Рыбная отрасль — одна из ведущих на Сахалине. Проблем здесь — море. Разумеется, Охотское. И парочка заливов в придачу. Лимиты, квоты, участки, невода, флот, промысловые билеты… И пошло, и поехало.
Впрочем, говорить о проблемах — всё равно что в заливе в рыбацких сапогах тонуть. Это не в ванне в тапочках. Помню, тонул я однажды в Ныйском заливе, когда рыбачил. Ладно, хоть лодка вовремя подоспела…
Вот в такую интересную отрасль я и угодил в апреле 92-го. Время было весёлое. Прежний "Сахрыбпром" стремительно разваливался, на его обломках нарастали, как ракушки, частные рыбоперерабатывающие структуры и частный же рыбодобывающий флот. В Южном вдруг стало тесно от приезжих: первоначальный капитал, полученный в дурмане перестройки от торгово-производственных операций, поспешно вкладывался в рыбу и икру. Долетевший из Москвы призыв: "Обогащайся!" окраины стремительно воплощали в жизнь.
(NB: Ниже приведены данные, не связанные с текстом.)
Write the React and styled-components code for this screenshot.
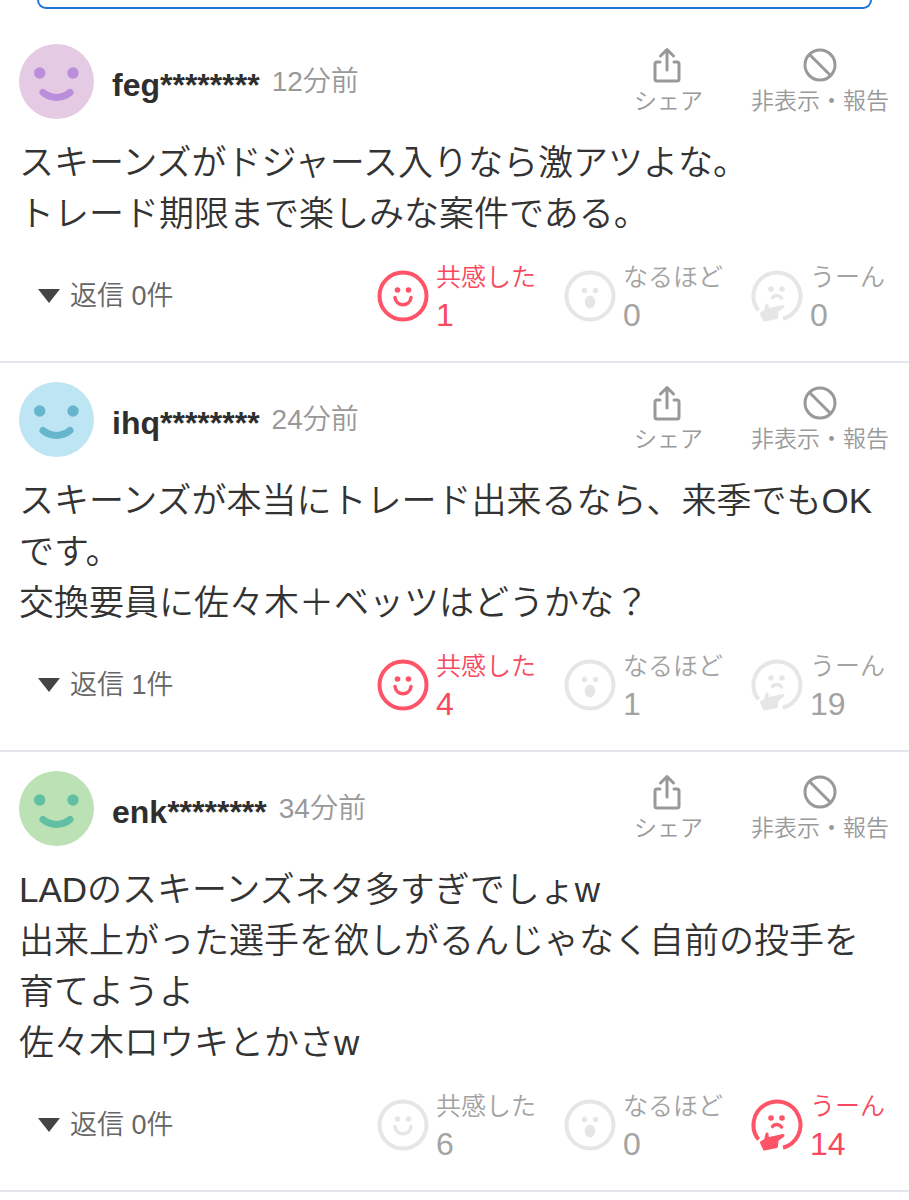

В Южном это было заметней, чем в Ногликах. Открылись и расцвели частные рестораны, гостиницы, магазины. Лопался от свежеиспечённых фирм только что отстроенный "Сахинцентр". Поэт-губернатор вещал с телеэкрана о конце разрухи и близком пришествии СЭЗ. Пришествие откладывалось со дня на день.
На Сахалин зачастили соседи с Хоккайдо. Японцы приезжали не с пустыми руками: привозили гуманитарную помощь в виде упаковок с одноразовыми шприцами. Для островной медицины тех лет это была редкость. Даренному коню сахалинские власти в зубы не смотрели — было не до этого: начиналась подготовка к проведению международного тендера на прокладку нефтегазопровода от северных месторождений до Южно-Сахалинска.
Незамедлительно последовали ответные визиты. Какие подарки везли наши граждане в соседнюю страну, лучше спросить у соседей. Домой же визитёры привозили подержанные автомобили и бытовую технику: телевизоры, видеомагнитофоны, электрические швейные машинки…
Ездили в Японию и журналисты — налаживали дружеские отношения с зарубежными коллегами. "Кёници-ва", — как-то утром после Хоккайдо поздоровался со мной Лашкаев. "Банзай!" — в лучших традициях восточной вежливости ответил я ответсеку.